8. (U) Muslims in Ampara share Tamils' hopes for peace and
prosperity, but--like elsewhere in the country--they are both
more enthusiastic and more divided about the candidates than
Tamils are. At a lunch meeting, a group of Muslims in
Kalmunai told poloff that Muslims favor Rajapakse because
they fear attacks from the LTTE if Wickremesinghe were to
win. They pointed out that the UNP was in power in 1990 when
the LTTE forced Muslims out of Jaffna, and that
Wickremesinghe was Prime Minister in 2002 when the LTTE
attacked Muslims in Mullaittivu and Mutur (on the
northeastern coast) without government intervention. One
Muslim noted that his compatriots supported Wickremesinghe's
efforts with the Cease-Fire Agreement (CFA) in 2002 but were
now disillusioned by the accord's deterioration.

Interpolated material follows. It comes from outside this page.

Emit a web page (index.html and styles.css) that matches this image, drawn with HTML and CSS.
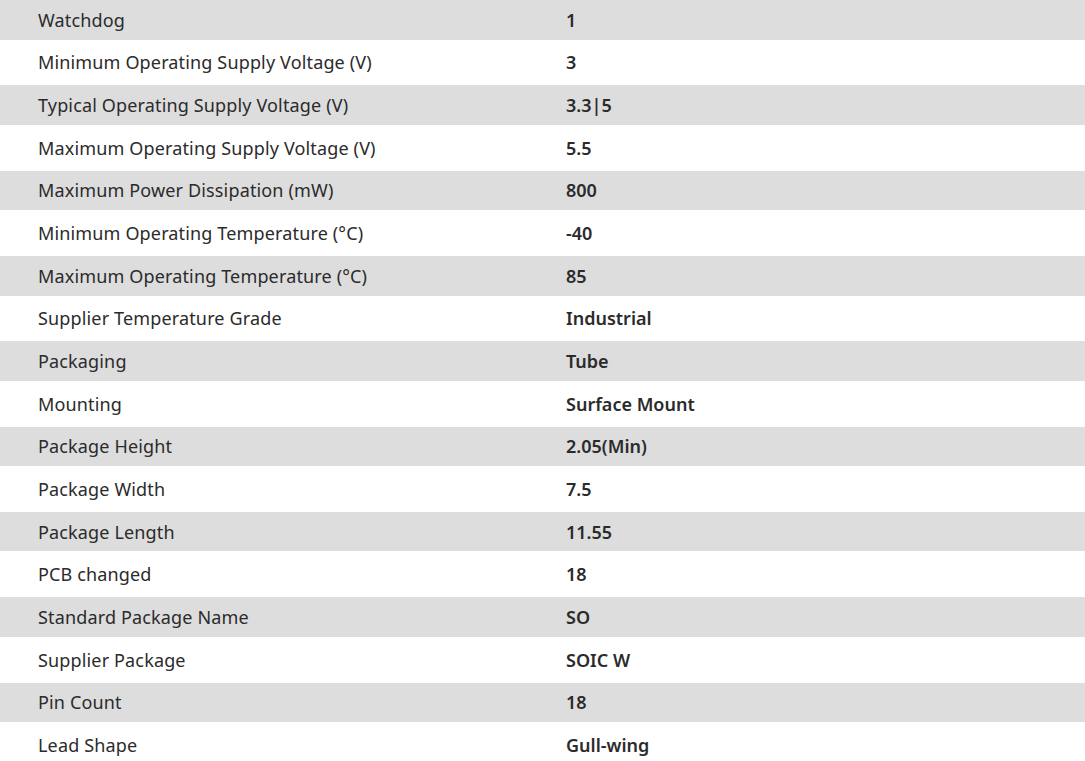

Interlocutors in Kalmunai estimated that 60-65% of Muslims in
all of the North and East would vote for Rajapakse, while
only slightly more than a third would follow Sri Lanka Muslim
Congress leader Rauff Hakeem and support Wickremesinghe.

--------------
Comment
--------------


9. (C) Discussions in Ampara district revealed that even
people who support a common goal--e.g. peace negotiations
with the LTTE or better benefits for agriculture--have
varying ideas about which candidate can best achieve that
goal. The near-monolithic UNP support expressed by Tamils in
Ampara district underscores the importance to Wickremesinghe
of getting out the Tamil vote in the North and East--a
prospect that appears increasingly tenuous (septel).